Jetzt freute er sich auf seine kleine Familie. Doch beim Fahren kam die Erinnerung an den Vorabend zurück. Die Kollegen vom LKA waren schnell an der Unfallstelle gewesen und hatten sie vernommen. Marx und er sagten übereinstimmend aus, es sei zu riskant gewesen, sich dem brennenden Auto zu nähern. Man hatte die Aussagen kommentarlos aufgenommen, froh, den Täter zu haben. Noch dazu tot, den Verwandten der Opfer würde einiges erspart bleiben.
Sophie Erdmann war tatsächlich bei Güttler gewesen. Die beiden kamen, verlegen lächelnd, ins Präsidium, doch Lichthaus hatte ihnen schnell klargemacht, dass sie keinen besseren Moment hätten finden können, um sich zu treffen. Am nächsten Morgen dann die Pressekonferenz, eine kurze Feier mit den Kollegen. Und endlich, endlich hatte er aufbrechen können in einen kleinen Urlaub. Er hatte Müller nicht einmal um Erlaubnis gebeten, hatte ihn nur in Kenntnis gesetzt, kein weiteres Wort mit ihm gesprochen und würde auch in Zukunft so verfahren. Nur das Nötigste.

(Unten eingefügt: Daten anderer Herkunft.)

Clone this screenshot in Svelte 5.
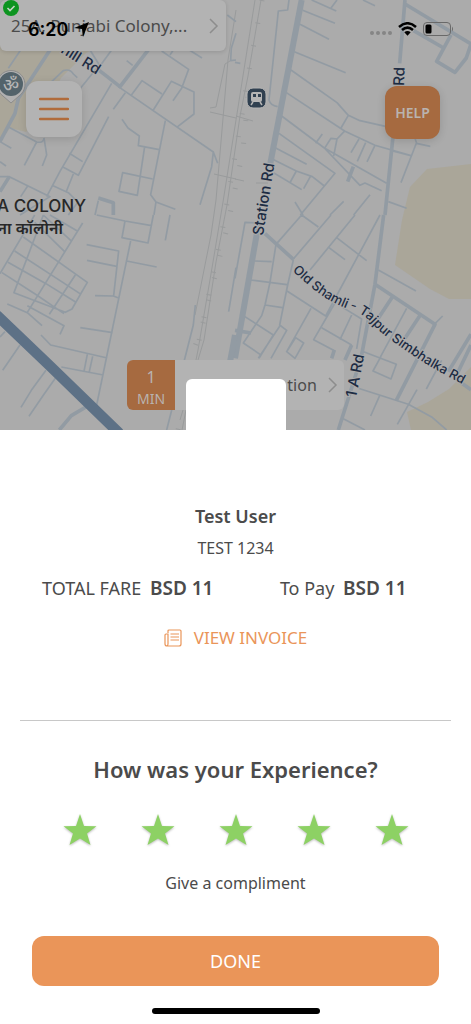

In Oostkapelle hielt er an und stieg auf die Dünen. Vor ihm breitete sich das Meer aus. Eine blaue Unendlichkeit, die den Menschen so klein machte. Unten spielten Kinder im Sand, Surfer fielen von ihren Brettern, und weiter hinten kamen zwei Reiter. Er setzte sich und genoss den Frieden und die Ruhe. Erst eine Stunde später fuhr er weiter nach Domburg. Ruhig und voller Freude auf seine kleine, aber heile Welt.